Cashing In On Big Ideas

Poe, Marshall “Meme Weaver: The Author Tries—and Fails—to Cash in on a Big IdeaThe Atlantic Monthly (October 2011)

Big ideas, big dreams and big actions—those ideas, dreams, and actions that actually change the world—are not wrong in and of themselves, but they too often become merely part of the idol-making process, the bane of everyman. As soon as we begin thinking, “This idea, this dream, this action is the one that is going to make me famous, or rich, or powerful, or happy, or [well, you fill in the blank]“ then that idea, or dream, or action is doomed to be something that contributes not so much to the furtherance of God’s Kingdom purposes here on earth, but rather to the building of an image of our own divinity, our castle in which we do what we want and from which we rule the world.
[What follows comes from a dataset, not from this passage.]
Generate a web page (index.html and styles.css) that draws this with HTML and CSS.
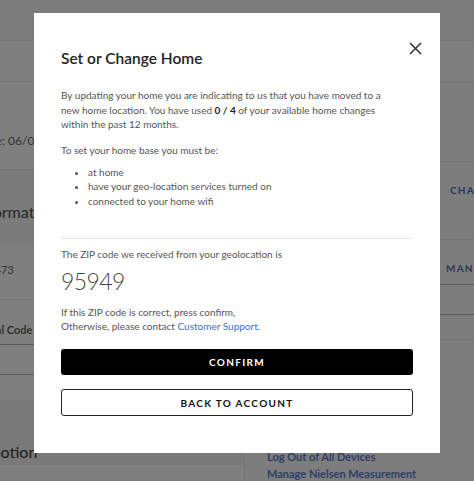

I say “not so much” because even our idols can in fact be useful to God’s work, quite apart from the evil they cause us. But this just underscores the subtlety with which a big anything becomes an idol and therefore much more difficult to discern than we had thought when we began to research it. This article tells a moving, funny short story of the author’s quest to write a “big ideas” book and what happened as that quest began to be fulfilled. His conclusions make us rightly skeptical of anyone or any thing that attempts to reduce the complexity of most of reality to a few simple principles or ideas, the so-called “big” ideas. The big ideas are big because they have so much stuff attached to them, so many complex and difficult questions and propositions that flow from and into them that they are not easily understood, much less proclaimed. Just look at Martin Luther’s “big idea” of sola fides: we are still talking, writing and arguing about it 500 years after it was re-discovered by the German monk.

Meme Weaver is a great article for discussion: brief, easily readable, very slyly humorous, and most of all: greatly thought provoking.